**Material**
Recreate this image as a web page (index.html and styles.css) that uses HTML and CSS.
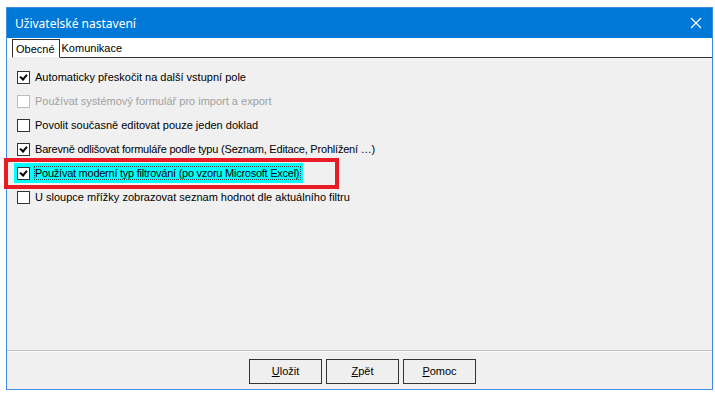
FILE: index.html
```html
<!DOCTYPE html>
<html lang="cs">
<head>
  <meta charset="UTF-8">
  <title>Uživatelské nastavení</title>
  <link rel="stylesheet" href="styles.css">
</head>
<body>
  <div class="window">
    <div class="titlebar">
      <span class="title">Uživatelské nastavení</span>
      <svg class="close" width="12" height="12" viewBox="0 0 12 12">
        <path d="M1 1 L11 11 M11 1 L1 11" stroke="#fff" stroke-width="1.2" fill="none"/>
      </svg>
    </div>

    <div class="tabs">
      <div class="tab active">Obecné</div>
      <div class="tab">Komunikace</div>
      <div class="tab-rest"></div>
    </div>

    <div class="content">
      <div class="row">
        <span class="box checked"></span>
        <span class="label">Automaticky přeskočit na další vstupní pole</span>
      </div>
      <div class="row disabled">
        <span class="box"></span>
        <span class="label">Používat systémový formulář pro import a export</span>
      </div>
      <div class="row">
        <span class="box"></span>
        <span class="label">Povolit současně editovat pouze jeden doklad</span>
      </div>
      <div class="row">
        <span class="box checked"></span>
        <span class="label tight">Barevně odlišovat formuláře podle typu (Seznam, Editace, Prohlížení …)</span>
      </div>
      <div class="row marked">
        <div class="selected">
          <span class="box checked"></span>
          <span class="label focus">Používat moderní typ filtrování (po vzoru Microsoft Excel)</span>
        </div>
      </div>
      <div class="row">
        <span class="box"></span>
        <span class="label">U sloupce mřížky zobrazovat seznam hodnot dle aktuálního filtru</span>
      </div>
    </div>

    <div class="footer">
      <button><u>U</u>ložit</button>
      <button><u>Z</u>pět</button>
      <button><u>P</u>omoc</button>
    </div>
  </div>
</body>
</html>
```

FILE: styles.css
```css
body {
  margin: 0;
  background: #fff;
  font-family: Tahoma, "Liberation Sans", Arial, sans-serif;
  font-size: 11px;
  color: #000;
}

.window {
  margin: 7px 0 0 6px;
  width: 705px;
  height: 381px;
  border: 1px solid #3b8fde;
  background: #f0f0f0;
  display: flex;
  flex-direction: column;
}

.titlebar {
  height: 30px;
  background: #0078d7;
  display: flex;
  align-items: center;
  justify-content: space-between;
  padding: 0 10px 0 8px;
  flex-shrink: 0;
}

.title {
  color: #fff;
  font-family: "Noto Sans", "Open Sans", sans-serif;
  font-size: 12px;
}

.tabs {
  height: 20px;
  background: #fff;
  display: flex;
  align-items: flex-end;
  padding-left: 5px;
  flex-shrink: 0;
}

.tab {
  height: 18px;
  line-height: 19px;
  padding: 0 3px 0 2px;
  border-bottom: 1px solid #333;
}

.tab.active {
  border: 1px solid #333;
  border-bottom: 1px solid #f0f0f0;
  padding: 0 4px 0 3px;
  height: 17px;
}

.tab-rest {
  flex: 1;
  border-bottom: 1px solid #333;
  height: 19px;
}

.content {
  flex: 1;
  padding-top: 7px;
  border-bottom: 1px solid #c4c4c4;
  box-shadow: 0 1px 0 #fafafa;
}

.row {
  height: 24px;
  display: flex;
  align-items: center;
  padding-left: 10px;
  white-space: nowrap;
}

.box {
  width: 11px;
  height: 11px;
  border: 1px solid #333;
  background: #fff;
  margin-right: 5px;
  position: relative;
  flex-shrink: 0;
}

.box.checked::after {
  content: "";
  position: absolute;
  left: 3px;
  top: 1px;
  width: 3px;
  height: 5px;
  border: solid #000;
  border-width: 0 2px 2px 0;
  transform: rotate(40deg);
}

.disabled .box {
  border-color: #bcbcbc;
}

.disabled .label {
  color: #a0a0a0;
}

.label.tight {
  letter-spacing: -0.2px;
}

.row.marked {
  padding-left: 7px;
  position: relative;
}

.row.marked::after {
  content: "";
  position: absolute;
  left: -3px;
  top: -3px;
  width: 327px;
  height: 23px;
  border: 4px solid #e81c24;
}

.selected {
  display: flex;
  align-items: center;
  height: 20px;
  padding: 0 3px 0 3px;
  background: #00ffff;
}

.label.focus {
  outline: 1px dotted #444;
  outline-offset: 0;
  padding-right: 1px;
  letter-spacing: -0.25px;
}

.footer {
  height: 38px;
  display: flex;
  justify-content: center;
  align-items: center;
  gap: 4px;
  flex-shrink: 0;
  padding-left: 6px;
  padding-top: 2px;
  box-sizing: border-box;
}

button {
  width: 73px;
  height: 25px;
  border: 1px solid #333;
  background: #efefef;
  font-family: inherit;
  font-size: 11px;
  font-weight: normal;
  color: #000;
  padding: 0;
}
```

**Challenge**
Copy every line above word for word and exclude the pictures.

**Complete answer**
Recreate this image as a web page (index.html and styles.css) that uses HTML and CSS.
FILE: index.html
```html
<!DOCTYPE html>
<html lang="cs">
<head>
  <meta charset="UTF-8">
  <title>Uživatelské nastavení</title>
  <link rel="stylesheet" href="styles.css">
</head>
<body>
  <div class="window">
    <div class="titlebar">
      <span class="title">Uživatelské nastavení</span>
      <svg class="close" width="12" height="12" viewBox="0 0 12 12">
        <path d="M1 1 L11 11 M11 1 L1 11" stroke="#fff" stroke-width="1.2" fill="none"/>
      </svg>
    </div>

    <div class="tabs">
      <div class="tab active">Obecné</div>
      <div class="tab">Komunikace</div>
      <div class="tab-rest"></div>
    </div>

    <div class="content">
      <div class="row">
        <span class="box checked"></span>
        <span class="label">Automaticky přeskočit na další vstupní pole</span>
      </div>
      <div class="row disabled">
        <span class="box"></span>
        <span class="label">Používat systémový formulář pro import a export</span>
      </div>
      <div class="row">
        <span class="box"></span>
        <span class="label">Povolit současně editovat pouze jeden doklad</span>
      </div>
      <div class="row">
        <span class="box checked"></span>
        <span class="label tight">Barevně odlišovat formuláře podle typu (Seznam, Editace, Prohlížení …)</span>
      </div>
      <div class="row marked">
        <div class="selected">
          <span class="box checked"></span>
          <span class="label focus">Používat moderní typ filtrování (po vzoru Microsoft Excel)</span>
        </div>
      </div>
      <div class="row">
        <span class="box"></span>
        <span class="label">U sloupce mřížky zobrazovat seznam hodnot dle aktuálního filtru</span>
      </div>
    </div>

    <div class="footer">
      <button><u>U</u>ložit</button>
      <button><u>Z</u>pět</button>
      <button><u>P</u>omoc</button>
    </div>
  </div>
</body>
</html>
```

FILE: styles.css
```css
body {
  margin: 0;
  background: #fff;
  font-family: Tahoma, "Liberation Sans", Arial, sans-serif;
  font-size: 11px;
  color: #000;
}

.window {
  margin: 7px 0 0 6px;
  width: 705px;
  height: 381px;
  border: 1px solid #3b8fde;
  background: #f0f0f0;
  display: flex;
  flex-direction: column;
}

.titlebar {
  height: 30px;
  background: #0078d7;
  display: flex;
  align-items: center;
  justify-content: space-between;
  padding: 0 10px 0 8px;
  flex-shrink: 0;
}

.title {
  color: #fff;
  font-family: "Noto Sans", "Open Sans", sans-serif;
  font-size: 12px;
}

.tabs {
  height: 20px;
  background: #fff;
  display: flex;
  align-items: flex-end;
  padding-left: 5px;
  flex-shrink: 0;
}

.tab {
  height: 18px;
  line-height: 19px;
  padding: 0 3px 0 2px;
  border-bottom: 1px solid #333;
}

.tab.active {
  border: 1px solid #333;
  border-bottom: 1px solid #f0f0f0;
  padding: 0 4px 0 3px;
  height: 17px;
}

.tab-rest {
  flex: 1;
  border-bottom: 1px solid #333;
  height: 19px;
}

.content {
  flex: 1;
  padding-top: 7px;
  border-bottom: 1px solid #c4c4c4;
  box-shadow: 0 1px 0 #fafafa;
}

.row {
  height: 24px;
  display: flex;
  align-items: center;
  padding-left: 10px;
  white-space: nowrap;
}

.box {
  width: 11px;
  height: 11px;
  border: 1px solid #333;
  background: #fff;
  margin-right: 5px;
  position: relative;
  flex-shrink: 0;
}

.box.checked::after {
  content: "";
  position: absolute;
  left: 3px;
  top: 1px;
  width: 3px;
  height: 5px;
  border: solid #000;
  border-width: 0 2px 2px 0;
  transform: rotate(40deg);
}

.disabled .box {
  border-color: #bcbcbc;
}

.disabled .label {
  color: #a0a0a0;
}

.label.tight {
  letter-spacing: -0.2px;
}

.row.marked {
  padding-left: 7px;
  position: relative;
}

.row.marked::after {
  content: "";
  position: absolute;
  left: -3px;
  top: -3px;
  width: 327px;
  height: 23px;
  border: 4px solid #e81c24;
}

.selected {
  display: flex;
  align-items: center;
  height: 20px;
  padding: 0 3px 0 3px;
  background: #00ffff;
}

.label.focus {
  outline: 1px dotted #444;
  outline-offset: 0;
  padding-right: 1px;
  letter-spacing: -0.25px;
}

.footer {
  height: 38px;
  display: flex;
  justify-content: center;
  align-items: center;
  gap: 4px;
  flex-shrink: 0;
  padding-left: 6px;
  padding-top: 2px;
  box-sizing: border-box;
}

button {
  width: 73px;
  height: 25px;
  border: 1px solid #333;
  background: #efefef;
  font-family: inherit;
  font-size: 11px;
  font-weight: normal;
  color: #000;
  padding: 0;
}
```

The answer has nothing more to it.